From the shock of Elvis' heart attack, to former Gov. Zell Miller's spending habits, to his fondness for alcohol, almost every thing was column fodder for Grizzard.
"He had a way to really get to the bottom of something, of really what most common people are thinking. He had a way to say it and get it in print that the average person on the street can't do without getting in trouble," said Mary Ann Cauthen, a cousin of Lewis' who grew up with him.
The hometown celebration is the first official reunion of Grizzard friends and family, although the town southwest of Atlanta has celebrated its witty native son before.
The first few years after Grizzard's death the town held a yearly barbecue feast in his honor and a small part-time Lewis memorabilia museum opened, said reunion organizer Carol Chancey, of Cloudland Canyon Entertainment LLC.
But the museum isn't staffed on a regular basis and sometimes was locked when people wanted to get in, Chancey said.
"I've heard about the ebb and flow of the efforts to really secure Lewis' legacy in his hometown," she said.
Chancey, who lived near one of Lewis' childhood friends for a time, marketed to Moreland residents the idea of a bigger museum at the Old Moreland Mill as well as a full weekend of Lewis stories.
This weekend's events include a grit-cooking contest, a parade and a re-release of Grizzard's "They Tore My Heart Out & Stomped That Sucker Flat."
"It's great because his writings and everything put us on the map," said Moreland Mayor Josh Evans. "It might inspire some other famous writers."
Writer Erskine Caldwell also was born in Moreland and the mill houses relics of Caldwell's life.
Chancey hopes to one day have enough space in the old mill to integrate objects and stories from both writers, along with a host of multimedia options for Moreland residents and visitors to enjoy, she said.
Much of the items on display now come from family members, Chancey said. Some objects, like a quilt made with patches of his baby pajamas, connect directly to Grizzard's childhood.
As a youngster, Lewis would tease his cousins and pined for the a baseball field, Cauthen said.
"Lewis would always have a stick and he would be knocking rocks," she said. "He was going to be a famous ball player, and that's what he'd do (to practice)."
His high school English teacher encouraged him to work on his writing and Lewis' talent started to blossom under her guidance, Cauthen said.
Grizzard wrote his first news story at age 10 for the Newnan Times-Herald, a newspaper near Moreland, and covered his own baseball team's victory, according to his book "If I Ever Get Back to Georgia, I'm Going to Nail My Feet to the Ground."
"Brilliant Moreland right-hander Lewis Grizzard, in his first start in organized baseball, baffled the visiting Macedonia Baptist nine Saturday afternoon with a no-hitter. Dudley Stamps, in a lesser role, had three home runs in the 14-0 romp."
Grizzard went on the write for the Daily News, the Atlanta Journal-Constitution and the Chicago Sun-Times.
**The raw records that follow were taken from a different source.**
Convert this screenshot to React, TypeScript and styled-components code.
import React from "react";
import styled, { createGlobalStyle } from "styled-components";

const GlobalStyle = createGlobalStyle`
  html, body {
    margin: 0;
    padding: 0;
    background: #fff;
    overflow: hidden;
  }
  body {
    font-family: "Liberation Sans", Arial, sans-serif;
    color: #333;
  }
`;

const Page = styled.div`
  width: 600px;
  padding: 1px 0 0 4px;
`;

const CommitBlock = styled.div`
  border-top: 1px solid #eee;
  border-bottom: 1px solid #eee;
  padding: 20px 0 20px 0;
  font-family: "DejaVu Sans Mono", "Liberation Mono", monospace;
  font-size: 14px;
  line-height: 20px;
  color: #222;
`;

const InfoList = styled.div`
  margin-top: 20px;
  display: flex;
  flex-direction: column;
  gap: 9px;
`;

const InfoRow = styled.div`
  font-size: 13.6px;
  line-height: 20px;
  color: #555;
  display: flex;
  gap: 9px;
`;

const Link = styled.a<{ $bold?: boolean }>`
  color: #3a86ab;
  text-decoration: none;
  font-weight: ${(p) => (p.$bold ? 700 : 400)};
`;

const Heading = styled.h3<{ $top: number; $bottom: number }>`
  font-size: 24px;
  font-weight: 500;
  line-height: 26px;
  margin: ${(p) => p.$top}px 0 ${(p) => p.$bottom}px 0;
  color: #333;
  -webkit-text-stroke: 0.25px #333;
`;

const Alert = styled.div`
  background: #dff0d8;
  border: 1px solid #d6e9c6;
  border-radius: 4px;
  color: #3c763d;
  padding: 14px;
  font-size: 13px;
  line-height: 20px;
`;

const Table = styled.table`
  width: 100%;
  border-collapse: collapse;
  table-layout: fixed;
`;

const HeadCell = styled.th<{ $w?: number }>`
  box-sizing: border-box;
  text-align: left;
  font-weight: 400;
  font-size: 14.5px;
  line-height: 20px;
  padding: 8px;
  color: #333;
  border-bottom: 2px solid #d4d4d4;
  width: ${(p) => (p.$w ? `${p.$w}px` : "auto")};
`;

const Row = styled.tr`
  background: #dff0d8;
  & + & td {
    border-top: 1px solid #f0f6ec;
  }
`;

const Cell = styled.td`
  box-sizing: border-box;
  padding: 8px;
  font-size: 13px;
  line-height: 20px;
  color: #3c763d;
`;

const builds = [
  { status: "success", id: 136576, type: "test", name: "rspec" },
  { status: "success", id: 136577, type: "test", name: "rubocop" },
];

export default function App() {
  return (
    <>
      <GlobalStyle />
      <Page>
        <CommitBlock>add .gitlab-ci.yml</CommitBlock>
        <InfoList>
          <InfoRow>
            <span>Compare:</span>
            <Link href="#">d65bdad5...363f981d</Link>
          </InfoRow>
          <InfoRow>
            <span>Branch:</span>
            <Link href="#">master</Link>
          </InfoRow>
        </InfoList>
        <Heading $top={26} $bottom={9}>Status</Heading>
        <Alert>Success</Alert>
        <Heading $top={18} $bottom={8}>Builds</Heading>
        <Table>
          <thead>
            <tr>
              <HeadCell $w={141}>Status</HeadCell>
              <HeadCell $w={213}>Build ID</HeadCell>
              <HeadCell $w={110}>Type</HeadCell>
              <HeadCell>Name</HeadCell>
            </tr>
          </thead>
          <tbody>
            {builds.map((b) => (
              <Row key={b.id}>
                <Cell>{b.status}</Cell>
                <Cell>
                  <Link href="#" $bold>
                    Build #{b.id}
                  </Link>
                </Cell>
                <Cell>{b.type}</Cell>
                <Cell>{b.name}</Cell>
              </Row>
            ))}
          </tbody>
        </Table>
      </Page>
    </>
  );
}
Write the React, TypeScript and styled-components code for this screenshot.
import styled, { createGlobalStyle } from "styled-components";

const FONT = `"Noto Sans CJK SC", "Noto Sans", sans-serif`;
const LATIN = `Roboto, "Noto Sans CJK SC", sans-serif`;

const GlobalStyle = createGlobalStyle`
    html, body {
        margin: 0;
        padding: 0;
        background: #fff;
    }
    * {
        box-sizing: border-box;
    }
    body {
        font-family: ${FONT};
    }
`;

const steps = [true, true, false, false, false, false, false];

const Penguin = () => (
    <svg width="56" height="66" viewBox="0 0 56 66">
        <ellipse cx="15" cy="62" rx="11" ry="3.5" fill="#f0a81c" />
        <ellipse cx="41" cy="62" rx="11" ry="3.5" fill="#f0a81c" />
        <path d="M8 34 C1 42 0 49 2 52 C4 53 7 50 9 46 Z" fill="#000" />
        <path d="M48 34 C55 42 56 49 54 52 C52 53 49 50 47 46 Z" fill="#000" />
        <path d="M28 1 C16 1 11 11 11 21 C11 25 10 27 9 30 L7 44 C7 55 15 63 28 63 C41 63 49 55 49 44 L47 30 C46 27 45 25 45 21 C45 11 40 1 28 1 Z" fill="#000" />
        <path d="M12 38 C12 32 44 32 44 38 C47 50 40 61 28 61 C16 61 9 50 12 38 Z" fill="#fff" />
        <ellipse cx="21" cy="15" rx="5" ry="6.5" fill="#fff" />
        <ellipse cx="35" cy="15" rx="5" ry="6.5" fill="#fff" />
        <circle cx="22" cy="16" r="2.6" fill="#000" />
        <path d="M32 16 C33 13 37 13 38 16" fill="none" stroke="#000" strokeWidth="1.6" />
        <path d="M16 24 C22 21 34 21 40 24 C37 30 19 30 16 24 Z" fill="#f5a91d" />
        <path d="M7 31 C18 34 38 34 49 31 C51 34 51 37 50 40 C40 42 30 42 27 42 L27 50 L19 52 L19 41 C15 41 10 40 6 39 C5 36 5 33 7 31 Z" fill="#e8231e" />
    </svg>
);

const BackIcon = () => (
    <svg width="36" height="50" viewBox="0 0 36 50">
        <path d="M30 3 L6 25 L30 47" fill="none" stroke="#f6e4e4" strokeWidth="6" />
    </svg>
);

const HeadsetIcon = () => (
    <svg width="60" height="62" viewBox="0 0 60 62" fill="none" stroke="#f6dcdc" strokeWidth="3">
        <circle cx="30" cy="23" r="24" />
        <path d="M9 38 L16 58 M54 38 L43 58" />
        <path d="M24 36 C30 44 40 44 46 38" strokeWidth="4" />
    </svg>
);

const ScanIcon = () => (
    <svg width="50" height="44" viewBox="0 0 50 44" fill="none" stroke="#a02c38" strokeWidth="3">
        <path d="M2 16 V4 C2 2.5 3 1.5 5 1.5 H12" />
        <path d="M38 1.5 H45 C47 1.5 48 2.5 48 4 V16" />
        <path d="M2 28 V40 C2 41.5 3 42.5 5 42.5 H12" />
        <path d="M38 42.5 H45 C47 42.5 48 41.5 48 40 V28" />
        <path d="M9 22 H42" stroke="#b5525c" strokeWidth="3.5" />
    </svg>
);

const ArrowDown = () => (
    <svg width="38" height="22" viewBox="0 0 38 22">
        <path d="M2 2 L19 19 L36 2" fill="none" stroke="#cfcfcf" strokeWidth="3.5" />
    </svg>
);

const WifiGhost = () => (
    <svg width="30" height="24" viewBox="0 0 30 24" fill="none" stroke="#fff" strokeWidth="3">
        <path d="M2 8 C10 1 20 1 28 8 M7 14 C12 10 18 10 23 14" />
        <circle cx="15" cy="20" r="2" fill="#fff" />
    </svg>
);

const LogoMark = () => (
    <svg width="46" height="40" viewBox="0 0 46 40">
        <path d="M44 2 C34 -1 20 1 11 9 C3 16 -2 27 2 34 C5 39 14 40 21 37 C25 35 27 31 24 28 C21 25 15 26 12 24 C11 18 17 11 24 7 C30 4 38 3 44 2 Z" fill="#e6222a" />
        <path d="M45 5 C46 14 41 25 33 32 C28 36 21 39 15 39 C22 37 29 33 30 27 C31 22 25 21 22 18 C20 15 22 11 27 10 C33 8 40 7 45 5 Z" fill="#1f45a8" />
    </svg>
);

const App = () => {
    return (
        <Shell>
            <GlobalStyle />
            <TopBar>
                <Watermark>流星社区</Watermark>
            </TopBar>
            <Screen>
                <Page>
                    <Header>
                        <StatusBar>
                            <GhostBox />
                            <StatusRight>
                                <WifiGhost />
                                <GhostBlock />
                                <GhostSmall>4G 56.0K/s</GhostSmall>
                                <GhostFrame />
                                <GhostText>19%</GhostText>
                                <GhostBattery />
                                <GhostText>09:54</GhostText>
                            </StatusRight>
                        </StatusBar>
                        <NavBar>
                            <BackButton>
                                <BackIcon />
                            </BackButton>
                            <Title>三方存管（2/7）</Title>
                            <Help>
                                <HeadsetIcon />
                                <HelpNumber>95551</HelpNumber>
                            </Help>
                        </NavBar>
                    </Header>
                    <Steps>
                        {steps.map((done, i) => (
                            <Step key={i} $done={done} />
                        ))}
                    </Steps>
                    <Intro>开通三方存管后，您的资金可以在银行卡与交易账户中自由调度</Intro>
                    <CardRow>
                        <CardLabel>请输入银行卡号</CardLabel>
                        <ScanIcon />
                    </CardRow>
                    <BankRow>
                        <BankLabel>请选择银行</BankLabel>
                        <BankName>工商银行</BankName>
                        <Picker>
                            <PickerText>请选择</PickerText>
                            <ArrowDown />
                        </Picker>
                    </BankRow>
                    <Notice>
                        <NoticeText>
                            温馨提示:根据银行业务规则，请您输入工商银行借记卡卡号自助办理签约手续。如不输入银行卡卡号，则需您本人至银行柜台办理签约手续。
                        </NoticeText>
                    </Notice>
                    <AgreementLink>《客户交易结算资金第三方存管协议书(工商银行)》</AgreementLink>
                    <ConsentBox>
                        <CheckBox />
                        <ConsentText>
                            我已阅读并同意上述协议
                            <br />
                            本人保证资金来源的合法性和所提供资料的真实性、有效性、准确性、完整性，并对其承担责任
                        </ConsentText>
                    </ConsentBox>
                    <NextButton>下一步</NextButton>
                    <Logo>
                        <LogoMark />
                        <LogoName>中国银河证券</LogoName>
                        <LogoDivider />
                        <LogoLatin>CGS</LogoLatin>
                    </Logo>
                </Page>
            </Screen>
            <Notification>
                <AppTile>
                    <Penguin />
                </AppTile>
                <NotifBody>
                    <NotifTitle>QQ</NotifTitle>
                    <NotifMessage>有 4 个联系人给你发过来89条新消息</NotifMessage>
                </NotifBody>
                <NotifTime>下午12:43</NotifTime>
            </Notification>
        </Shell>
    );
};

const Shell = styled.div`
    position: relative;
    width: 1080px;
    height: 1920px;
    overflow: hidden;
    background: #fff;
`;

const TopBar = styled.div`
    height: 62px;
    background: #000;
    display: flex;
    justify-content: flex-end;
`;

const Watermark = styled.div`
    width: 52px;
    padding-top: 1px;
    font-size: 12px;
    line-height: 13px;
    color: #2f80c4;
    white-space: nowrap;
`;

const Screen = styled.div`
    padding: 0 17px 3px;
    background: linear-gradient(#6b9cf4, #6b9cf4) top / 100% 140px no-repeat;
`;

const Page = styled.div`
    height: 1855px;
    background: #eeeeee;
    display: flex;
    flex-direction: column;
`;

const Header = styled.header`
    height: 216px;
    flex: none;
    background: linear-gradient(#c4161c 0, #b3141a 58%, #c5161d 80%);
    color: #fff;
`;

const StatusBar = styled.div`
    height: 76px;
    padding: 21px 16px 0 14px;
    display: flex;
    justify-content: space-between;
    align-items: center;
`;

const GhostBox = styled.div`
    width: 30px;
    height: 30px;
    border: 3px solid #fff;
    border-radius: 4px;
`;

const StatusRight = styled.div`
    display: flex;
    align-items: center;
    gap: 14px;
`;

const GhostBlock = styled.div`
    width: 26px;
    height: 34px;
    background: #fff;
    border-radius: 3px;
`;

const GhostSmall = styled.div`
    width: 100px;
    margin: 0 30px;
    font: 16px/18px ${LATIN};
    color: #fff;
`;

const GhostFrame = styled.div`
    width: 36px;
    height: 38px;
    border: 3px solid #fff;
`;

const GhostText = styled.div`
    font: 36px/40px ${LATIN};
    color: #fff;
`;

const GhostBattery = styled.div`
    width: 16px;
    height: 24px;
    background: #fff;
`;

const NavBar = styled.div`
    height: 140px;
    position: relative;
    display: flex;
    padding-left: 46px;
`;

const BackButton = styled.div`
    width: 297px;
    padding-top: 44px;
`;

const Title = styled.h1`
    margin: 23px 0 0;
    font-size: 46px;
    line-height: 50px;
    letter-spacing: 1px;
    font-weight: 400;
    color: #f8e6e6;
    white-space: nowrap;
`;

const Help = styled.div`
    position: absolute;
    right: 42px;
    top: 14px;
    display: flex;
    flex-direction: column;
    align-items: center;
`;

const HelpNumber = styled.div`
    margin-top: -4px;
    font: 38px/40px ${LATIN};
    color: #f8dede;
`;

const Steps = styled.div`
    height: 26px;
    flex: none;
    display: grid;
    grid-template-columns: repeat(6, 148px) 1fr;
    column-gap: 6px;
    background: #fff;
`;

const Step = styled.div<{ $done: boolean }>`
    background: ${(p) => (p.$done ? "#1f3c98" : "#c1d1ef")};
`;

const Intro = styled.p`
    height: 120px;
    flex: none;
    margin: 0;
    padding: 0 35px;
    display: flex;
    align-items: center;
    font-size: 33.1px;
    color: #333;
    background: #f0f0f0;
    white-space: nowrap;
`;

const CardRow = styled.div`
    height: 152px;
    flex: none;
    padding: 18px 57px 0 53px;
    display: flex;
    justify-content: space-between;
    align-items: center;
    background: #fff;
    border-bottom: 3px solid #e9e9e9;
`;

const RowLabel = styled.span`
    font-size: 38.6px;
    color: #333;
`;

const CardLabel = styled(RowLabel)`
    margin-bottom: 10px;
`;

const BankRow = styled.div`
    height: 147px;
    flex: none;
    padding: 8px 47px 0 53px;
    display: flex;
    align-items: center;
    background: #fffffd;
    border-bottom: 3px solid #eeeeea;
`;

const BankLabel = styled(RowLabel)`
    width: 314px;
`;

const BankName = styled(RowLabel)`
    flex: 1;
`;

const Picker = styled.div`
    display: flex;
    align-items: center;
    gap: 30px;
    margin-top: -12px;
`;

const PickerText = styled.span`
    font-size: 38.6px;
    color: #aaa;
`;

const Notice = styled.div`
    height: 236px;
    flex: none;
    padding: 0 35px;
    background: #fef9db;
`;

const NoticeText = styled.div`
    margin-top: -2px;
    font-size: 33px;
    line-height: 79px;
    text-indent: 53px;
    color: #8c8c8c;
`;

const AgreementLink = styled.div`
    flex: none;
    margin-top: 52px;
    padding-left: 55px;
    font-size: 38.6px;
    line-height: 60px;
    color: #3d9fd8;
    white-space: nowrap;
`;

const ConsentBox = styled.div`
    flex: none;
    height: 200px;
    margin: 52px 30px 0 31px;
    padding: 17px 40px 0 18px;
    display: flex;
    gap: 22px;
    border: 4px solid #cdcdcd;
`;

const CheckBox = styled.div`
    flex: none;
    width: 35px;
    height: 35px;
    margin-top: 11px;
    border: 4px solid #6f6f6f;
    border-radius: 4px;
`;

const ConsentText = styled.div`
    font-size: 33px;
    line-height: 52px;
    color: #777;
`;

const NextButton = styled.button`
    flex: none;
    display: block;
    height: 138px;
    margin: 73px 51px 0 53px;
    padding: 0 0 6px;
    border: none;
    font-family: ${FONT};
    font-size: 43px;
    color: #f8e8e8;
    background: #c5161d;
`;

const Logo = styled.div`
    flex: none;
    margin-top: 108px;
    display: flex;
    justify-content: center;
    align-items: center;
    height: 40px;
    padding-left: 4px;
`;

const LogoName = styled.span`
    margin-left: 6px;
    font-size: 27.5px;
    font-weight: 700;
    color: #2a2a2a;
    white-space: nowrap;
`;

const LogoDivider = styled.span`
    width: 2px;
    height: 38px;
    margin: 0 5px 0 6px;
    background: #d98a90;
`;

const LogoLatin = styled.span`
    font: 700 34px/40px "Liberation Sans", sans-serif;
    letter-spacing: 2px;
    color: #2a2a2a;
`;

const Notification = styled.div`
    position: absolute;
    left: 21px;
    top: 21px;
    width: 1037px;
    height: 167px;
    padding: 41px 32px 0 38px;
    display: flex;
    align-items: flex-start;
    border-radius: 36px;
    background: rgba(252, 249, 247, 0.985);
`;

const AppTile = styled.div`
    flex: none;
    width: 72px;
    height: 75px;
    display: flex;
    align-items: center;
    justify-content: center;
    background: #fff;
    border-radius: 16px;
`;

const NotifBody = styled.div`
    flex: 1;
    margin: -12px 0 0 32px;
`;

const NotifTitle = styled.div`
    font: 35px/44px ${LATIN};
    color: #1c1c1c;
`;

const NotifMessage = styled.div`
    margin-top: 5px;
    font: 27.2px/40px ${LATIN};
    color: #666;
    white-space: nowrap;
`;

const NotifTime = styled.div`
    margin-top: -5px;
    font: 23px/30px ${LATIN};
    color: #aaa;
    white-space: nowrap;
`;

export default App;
But even with his success, Lewis' personal life was bumpy and he alienated some people with his views on topics like homosexuality and feminism.
He divorced three times and never had any children - something he started missing after meeting Dedra's 18-month old daughter, Jordan.
"Lewis and Jordan fell in love," Dedra Grizzard said.
He adopted Jordan and married Dedra after more than four years of courtship.
Grizzard died four days later in the spring of 1994.
Moreland still is a small town and populated with the kinds of characters who - even now - will stop their horse-drawn buggies in the middle of the street to gossip.
But people today, including some in Moreland, don't remember Lewis Grizzard, Cauthen said.
"Everything was more together. Everything was more local," she said.
Although the volunteers who are setting up the museum want to draw in tourist dollars, several said they want back that feeling of community.
That feeling was one of the things Grizzard documented and cherished, Cauthen said.
"Lewis always knew that he could come back," she said. "The door was always open."